As a response, vaccines were developed to prevent previously killer viruses such as measles and polio. And so, despite what was largely seen as the inconvenience of influenza, national health organizations spent the last few decades growing increasingly confident that, as a class, infectious diseases had been tamed by vaccines and, when present, treatable by a new generation of antibiotic drugs.
For those of us who study epidemics, and especially for those who remember polio, the current health response has a familiar ring, like the almost forgotten tune of a one-hit wonder: Quarantines have returned, along with the cancellation of public events and the closing of schools. The supply chains of commerce are interrupted. We are again warned to practise good hygiene and to avoid panic while remaining vigilant.

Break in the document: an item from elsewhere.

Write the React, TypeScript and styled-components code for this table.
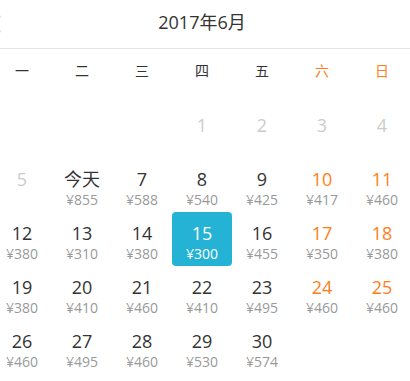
import React from "react";
import styled, { createGlobalStyle } from "styled-components";

const Global = createGlobalStyle`
  html, body { margin: 0; padding: 0; background: #fff; }
  body { font-family: "Open Sans", "Noto Sans CJK SC", sans-serif; overflow: hidden; }
`;

const Calendar = styled.div`
  width: 420px;
  margin-left: -8px;
`;

const Header = styled.div`
  position: relative;
  height: 48px;
  line-height: 44px;
  text-align: center;
  font-size: 18px;
  color: #333;
  border-bottom: 1px solid #e5e5e5;
`;

const PrevArrow = styled.svg`
  position: absolute;
  left: 0;
  top: 14px;
`;

const WeekRow = styled.div`
  display: grid;
  grid-template-columns: repeat(7, 60px);
  height: 42px;
  align-items: center;
`;

const WeekLabel = styled.div<{ $weekend?: boolean }>`
  text-align: center;
  font-size: 14px;
  font-family: "Noto Sans CJK SC", sans-serif;
  color: ${(p) => (p.$weekend ? "#ff7e1c" : "#333")};
`;

const Grid = styled.div`
  display: grid;
  grid-template-columns: repeat(7, 60px);
  grid-auto-rows: 54px;
  margin-top: 13px;
`;

type Tone = "normal" | "weekend" | "past";

const Cell = styled.div<{ $selected?: boolean }>`
  display: flex;
  flex-direction: column;
  align-items: center;
  padding-top: 10px;
  box-sizing: border-box;
  border-radius: 4px;
  background: ${(p) => (p.$selected ? "#24b3d4" : "transparent")};
`;

const Num = styled.div<{ $tone: Tone; $selected?: boolean }>`
  font-size: 18px;
  line-height: 22px;
  font-family: "Open Sans", "Noto Sans CJK SC", sans-serif;
  color: ${(p) =>
    p.$selected ? "#fff" : p.$tone === "weekend" ? "#ff7e1c" : p.$tone === "past" ? "#cccccc" : "#333"};
`;

const Price = styled.div<{ $selected?: boolean }>`
  font-size: 14px;
  line-height: 20px;
  color: ${(p) => (p.$selected ? "#fff" : "#999")};
`;

const weekdays = ["一", "二", "三", "四", "五", "六", "日"];

const prices: Record<number, number> = {
  6: 855, 7: 588, 8: 540, 9: 425, 10: 417, 11: 460,
  12: 380, 13: 310, 14: 380, 15: 300, 16: 455, 17: 350, 18: 380,
  19: 380, 20: 410, 21: 460, 22: 410, 23: 495, 24: 460, 25: 460,
  26: 460, 27: 495, 28: 460, 29: 530, 30: 574,
};

const offset = 3;

export default function App() {
  const cells: React.ReactNode[] = [];
  for (let i = 0; i < offset; i++) cells.push(<div key={`b${i}`} />);
  for (let d = 1; d <= 30; d++) {
    const col = (offset + d - 1) % 7;
    const past = d < 6;
    const tone: Tone = past ? "past" : col >= 5 ? "weekend" : "normal";
    const selected = d === 15;
    cells.push(
      <Cell key={d} $selected={selected}>
        <Num $tone={tone} $selected={selected}>{d === 6 ? "今天" : d}</Num>
        {prices[d] !== undefined && <Price $selected={selected}>¥{prices[d]}</Price>}
      </Cell>
    );
  }
  return (
    <>
      <Global />
      <Calendar>
        <Header>
          <PrevArrow width="12" height="20" viewBox="0 0 12 20">
            <polyline points="9,2 1,10 9,18" fill="none" stroke="#e6e6e6" strokeWidth="2" />
          </PrevArrow>
          2017年6月
        </Header>
        <WeekRow>
          {weekdays.map((w, i) => (
            <WeekLabel key={w} $weekend={i >= 5}>{w}</WeekLabel>
          ))}
        </WeekRow>
        <Grid>{cells}</Grid>
      </Calendar>
    </>
  );
}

History made it clear that this was all to be expected.
Microbes, both bacterial and viral, are stressed by programs of animal domestication, deforestation and urbanization, activities that have accelerated in recent decades. Forced from their traditional habitats by human actions, the microbes evolve so they can survive in new habitats and hosts, whether avian, insect or animal. The most vigorous among them mutate into forms that colonize human populations, beginning with those in the densest urban centres, before spreading human-to-human through trade and travel.
As ever – or at least since the mid-19th century – public concern is divided between a new microbe’s health effects and the resulting effect on a national or regional economy. Global connections have only grown tighter and more numerous since the days when yellow fever blossomed through the pas de deux of raw goods from the New World to manufacturers in Europe.
It’s a new virus, a new disease, but it’s the same old tune. We just have not heard it for a while.